===== Given records =====

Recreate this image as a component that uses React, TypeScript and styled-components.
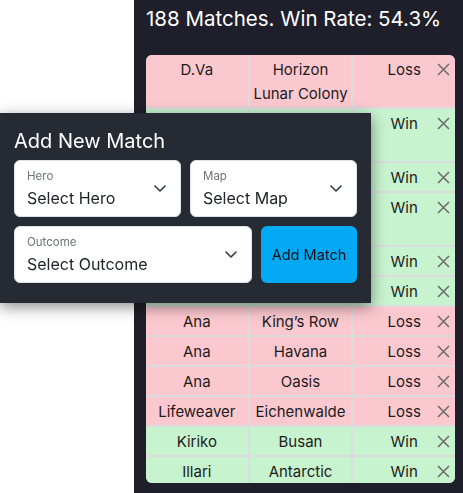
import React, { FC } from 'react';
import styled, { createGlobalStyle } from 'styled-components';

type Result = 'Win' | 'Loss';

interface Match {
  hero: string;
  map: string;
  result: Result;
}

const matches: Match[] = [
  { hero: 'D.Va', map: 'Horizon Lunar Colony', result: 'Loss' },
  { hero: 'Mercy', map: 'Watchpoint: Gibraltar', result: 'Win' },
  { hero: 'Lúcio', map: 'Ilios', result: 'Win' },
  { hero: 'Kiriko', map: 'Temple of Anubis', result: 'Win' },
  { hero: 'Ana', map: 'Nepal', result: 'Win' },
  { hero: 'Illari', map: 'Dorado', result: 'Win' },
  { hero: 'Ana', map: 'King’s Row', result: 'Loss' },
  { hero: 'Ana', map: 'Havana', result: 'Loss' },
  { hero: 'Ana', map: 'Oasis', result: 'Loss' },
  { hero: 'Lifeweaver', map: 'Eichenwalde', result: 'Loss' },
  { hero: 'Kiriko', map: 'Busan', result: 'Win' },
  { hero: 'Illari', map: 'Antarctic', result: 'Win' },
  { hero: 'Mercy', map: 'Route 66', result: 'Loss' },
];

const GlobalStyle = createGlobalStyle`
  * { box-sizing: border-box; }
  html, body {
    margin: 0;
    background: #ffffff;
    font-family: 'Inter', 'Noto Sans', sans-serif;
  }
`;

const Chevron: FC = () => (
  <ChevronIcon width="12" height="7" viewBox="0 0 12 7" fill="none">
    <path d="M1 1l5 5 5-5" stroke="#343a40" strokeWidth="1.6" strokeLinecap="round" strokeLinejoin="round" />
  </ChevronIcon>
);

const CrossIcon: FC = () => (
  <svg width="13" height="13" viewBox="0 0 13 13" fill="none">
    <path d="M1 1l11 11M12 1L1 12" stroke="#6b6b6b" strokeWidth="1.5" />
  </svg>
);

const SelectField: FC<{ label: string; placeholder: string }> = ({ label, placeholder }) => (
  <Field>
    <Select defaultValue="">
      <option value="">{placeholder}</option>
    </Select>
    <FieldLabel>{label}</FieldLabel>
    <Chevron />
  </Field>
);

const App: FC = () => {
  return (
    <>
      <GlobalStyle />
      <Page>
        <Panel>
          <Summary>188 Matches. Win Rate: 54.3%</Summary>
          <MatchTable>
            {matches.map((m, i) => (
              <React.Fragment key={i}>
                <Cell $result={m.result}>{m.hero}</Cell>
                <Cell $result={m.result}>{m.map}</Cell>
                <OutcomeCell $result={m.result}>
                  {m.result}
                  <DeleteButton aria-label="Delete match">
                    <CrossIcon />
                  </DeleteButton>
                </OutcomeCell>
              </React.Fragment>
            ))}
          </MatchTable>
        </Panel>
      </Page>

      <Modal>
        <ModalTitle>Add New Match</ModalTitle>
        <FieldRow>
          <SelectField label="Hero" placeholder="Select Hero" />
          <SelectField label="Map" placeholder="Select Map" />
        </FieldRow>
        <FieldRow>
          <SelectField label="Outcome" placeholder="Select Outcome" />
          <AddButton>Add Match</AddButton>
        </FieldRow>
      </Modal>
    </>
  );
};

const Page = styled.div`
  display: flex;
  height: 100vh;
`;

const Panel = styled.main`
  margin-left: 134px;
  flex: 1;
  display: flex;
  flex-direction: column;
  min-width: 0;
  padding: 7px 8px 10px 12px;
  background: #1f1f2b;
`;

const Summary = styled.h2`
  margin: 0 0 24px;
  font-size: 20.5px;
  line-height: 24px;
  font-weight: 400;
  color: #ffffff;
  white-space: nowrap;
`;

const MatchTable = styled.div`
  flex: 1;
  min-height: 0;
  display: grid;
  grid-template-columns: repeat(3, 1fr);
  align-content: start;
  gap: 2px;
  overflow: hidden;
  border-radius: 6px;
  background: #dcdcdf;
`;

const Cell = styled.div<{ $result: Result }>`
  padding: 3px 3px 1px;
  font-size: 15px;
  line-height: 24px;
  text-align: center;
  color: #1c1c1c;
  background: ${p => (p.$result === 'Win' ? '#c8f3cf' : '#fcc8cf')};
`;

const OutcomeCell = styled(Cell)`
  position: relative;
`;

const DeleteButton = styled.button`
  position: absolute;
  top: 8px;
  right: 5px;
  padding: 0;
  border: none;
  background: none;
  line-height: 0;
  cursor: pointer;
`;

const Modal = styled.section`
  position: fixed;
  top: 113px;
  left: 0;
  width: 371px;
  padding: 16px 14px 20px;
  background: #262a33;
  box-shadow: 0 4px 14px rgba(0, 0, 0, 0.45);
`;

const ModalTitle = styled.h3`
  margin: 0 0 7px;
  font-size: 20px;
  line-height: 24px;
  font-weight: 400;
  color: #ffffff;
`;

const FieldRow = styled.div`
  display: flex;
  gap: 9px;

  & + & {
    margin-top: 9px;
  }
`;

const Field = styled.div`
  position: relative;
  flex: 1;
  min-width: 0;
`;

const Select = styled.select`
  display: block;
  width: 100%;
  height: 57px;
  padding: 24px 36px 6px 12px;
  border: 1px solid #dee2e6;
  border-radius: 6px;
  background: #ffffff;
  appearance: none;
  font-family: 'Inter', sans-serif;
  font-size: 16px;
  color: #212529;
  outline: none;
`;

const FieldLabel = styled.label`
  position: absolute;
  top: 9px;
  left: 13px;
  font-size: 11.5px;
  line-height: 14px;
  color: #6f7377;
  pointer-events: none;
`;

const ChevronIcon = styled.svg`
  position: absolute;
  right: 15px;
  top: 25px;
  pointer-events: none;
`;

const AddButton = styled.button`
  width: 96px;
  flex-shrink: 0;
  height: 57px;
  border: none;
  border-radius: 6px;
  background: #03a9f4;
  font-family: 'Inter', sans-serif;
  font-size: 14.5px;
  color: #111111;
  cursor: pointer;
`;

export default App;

=====
===== Given records =====

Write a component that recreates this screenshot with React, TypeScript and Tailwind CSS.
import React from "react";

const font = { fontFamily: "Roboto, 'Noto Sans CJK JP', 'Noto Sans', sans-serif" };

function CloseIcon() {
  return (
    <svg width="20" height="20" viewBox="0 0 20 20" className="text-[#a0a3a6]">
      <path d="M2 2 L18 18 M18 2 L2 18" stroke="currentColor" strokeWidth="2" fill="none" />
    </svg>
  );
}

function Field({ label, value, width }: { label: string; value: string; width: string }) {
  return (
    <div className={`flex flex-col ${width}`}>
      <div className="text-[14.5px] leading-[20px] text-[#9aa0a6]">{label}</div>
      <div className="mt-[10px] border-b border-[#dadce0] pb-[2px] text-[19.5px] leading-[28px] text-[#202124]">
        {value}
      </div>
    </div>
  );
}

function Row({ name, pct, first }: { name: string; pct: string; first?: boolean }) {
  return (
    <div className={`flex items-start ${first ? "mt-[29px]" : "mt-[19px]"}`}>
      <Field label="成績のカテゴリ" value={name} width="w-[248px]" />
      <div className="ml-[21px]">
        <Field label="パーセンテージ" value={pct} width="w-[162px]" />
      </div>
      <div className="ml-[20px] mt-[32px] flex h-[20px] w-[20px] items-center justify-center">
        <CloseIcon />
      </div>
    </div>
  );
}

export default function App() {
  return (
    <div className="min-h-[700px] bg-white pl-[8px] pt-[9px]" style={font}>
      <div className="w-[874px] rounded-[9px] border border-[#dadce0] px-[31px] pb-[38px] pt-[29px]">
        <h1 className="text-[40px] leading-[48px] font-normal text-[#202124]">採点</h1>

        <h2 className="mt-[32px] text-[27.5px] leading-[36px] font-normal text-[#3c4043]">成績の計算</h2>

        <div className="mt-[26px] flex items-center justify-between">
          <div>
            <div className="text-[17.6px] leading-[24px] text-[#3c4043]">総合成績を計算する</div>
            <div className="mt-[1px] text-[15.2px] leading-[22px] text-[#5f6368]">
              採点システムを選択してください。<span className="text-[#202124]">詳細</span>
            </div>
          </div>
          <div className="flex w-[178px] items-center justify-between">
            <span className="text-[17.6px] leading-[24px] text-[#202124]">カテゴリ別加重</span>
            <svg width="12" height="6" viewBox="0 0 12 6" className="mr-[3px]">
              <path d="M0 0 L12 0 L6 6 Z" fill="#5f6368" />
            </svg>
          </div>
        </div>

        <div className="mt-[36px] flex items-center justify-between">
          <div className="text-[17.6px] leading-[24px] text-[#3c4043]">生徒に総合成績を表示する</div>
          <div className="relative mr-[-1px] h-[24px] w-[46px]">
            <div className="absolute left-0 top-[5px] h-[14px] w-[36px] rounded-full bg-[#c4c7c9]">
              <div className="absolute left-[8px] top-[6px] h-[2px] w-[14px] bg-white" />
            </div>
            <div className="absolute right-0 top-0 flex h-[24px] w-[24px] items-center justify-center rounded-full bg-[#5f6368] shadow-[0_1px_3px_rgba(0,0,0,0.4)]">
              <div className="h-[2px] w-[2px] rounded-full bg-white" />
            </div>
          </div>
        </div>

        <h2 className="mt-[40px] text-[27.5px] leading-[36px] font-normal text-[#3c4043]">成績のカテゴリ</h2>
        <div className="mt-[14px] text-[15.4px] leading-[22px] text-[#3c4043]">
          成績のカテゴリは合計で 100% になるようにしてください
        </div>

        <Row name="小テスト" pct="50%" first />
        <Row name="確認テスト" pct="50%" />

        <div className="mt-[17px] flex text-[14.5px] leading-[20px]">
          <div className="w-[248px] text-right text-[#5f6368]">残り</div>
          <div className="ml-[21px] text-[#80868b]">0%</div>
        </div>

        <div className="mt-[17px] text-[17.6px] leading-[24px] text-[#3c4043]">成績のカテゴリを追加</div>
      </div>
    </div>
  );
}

=====

What is expected ▸ Find the string "TypeScript" in the listing and return every line that holds it.

Solution to this exercise ▸
Recreate this image as a component that uses React, TypeScript and styled-components.
Write a component that recreates this screenshot with React, TypeScript and Tailwind CSS.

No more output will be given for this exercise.